There are countless models for sandwich education, as it is commonly referred to, with study periods outside of the university (and in employment) varying from a few weeks in duration up to a year in length. These periods of work experience can be during vacations or during term time or encompassing both. Again, largely dependent on country, work experience is either paid or unpaid.
The work period can contribute marks to the undergraduate degree but universities often fight shy of doing this as they can find it difficult to assess academically this work experience. The very best courses integrate fully both aspects of study and the degree awarded has mark contributions from both experiences. An example from the UK would be an ‘MChem Chemistry Degree incorporating a year in industry’ – a four year undergraduate programme – years one and two at the university, year three in industry and year four back at the university.
Whether universities offer such types of courses depends largely on their historic origins.

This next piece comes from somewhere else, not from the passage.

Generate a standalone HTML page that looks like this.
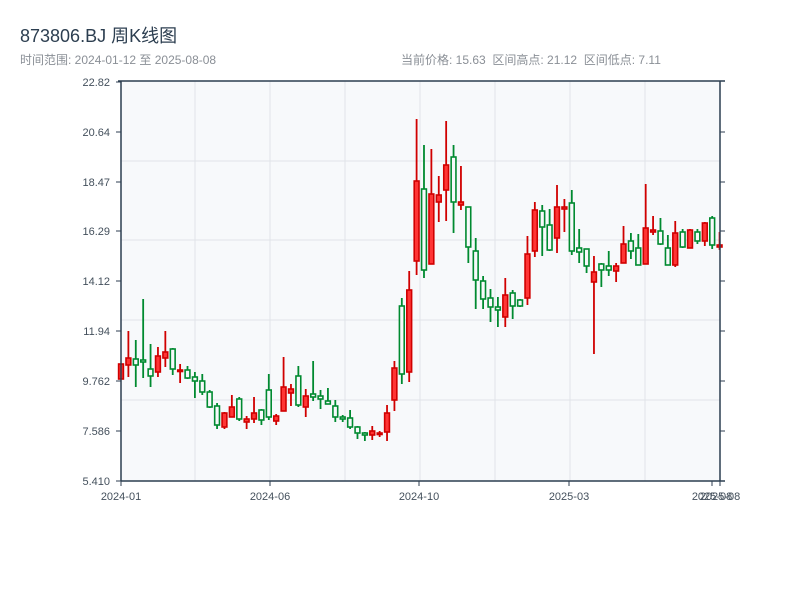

Universities which grew up as ‘seats of learning’ and have (for hundreds of years) engaged in ‘scholarly activity’ are less likely to offer sandwich courses than those universities which are younger and have their origins in links with industry and commerce. Academics from the former institutions, which are generally research led, often need convincing of the merits or relevance of sandwich education, although there is a significant amount of literature which indicates that students on sandwich degrees fare better academically than their traditional degree counterparts. That there is this divide can be seen in data (again from the UK, published in 2011), showing that twenty Higher Education providers were responsible for approximately 70% of all placements in commerce and industry. Tradition still plays an overriding role in higher education in Europe and change and the adoption of different ideas occurs only slowly – witness the acceptance of the undergraduate bachelor in Continental Europe.
There are many benefits of sandwich education both tangible and intangible. These include the development of team working skills, increasing self-assurance and time management skills in the individual and providing context for the university curriculum. Communication skills, written, oral and cognitive are enhanced considerably in students in the industrial environment. When it comes to graduate recruitment, statistics show that employers specifically seek out graduates who have had industry experience.
Currently by far the greatest number of placements undertaken are in Business and Administrative Studies.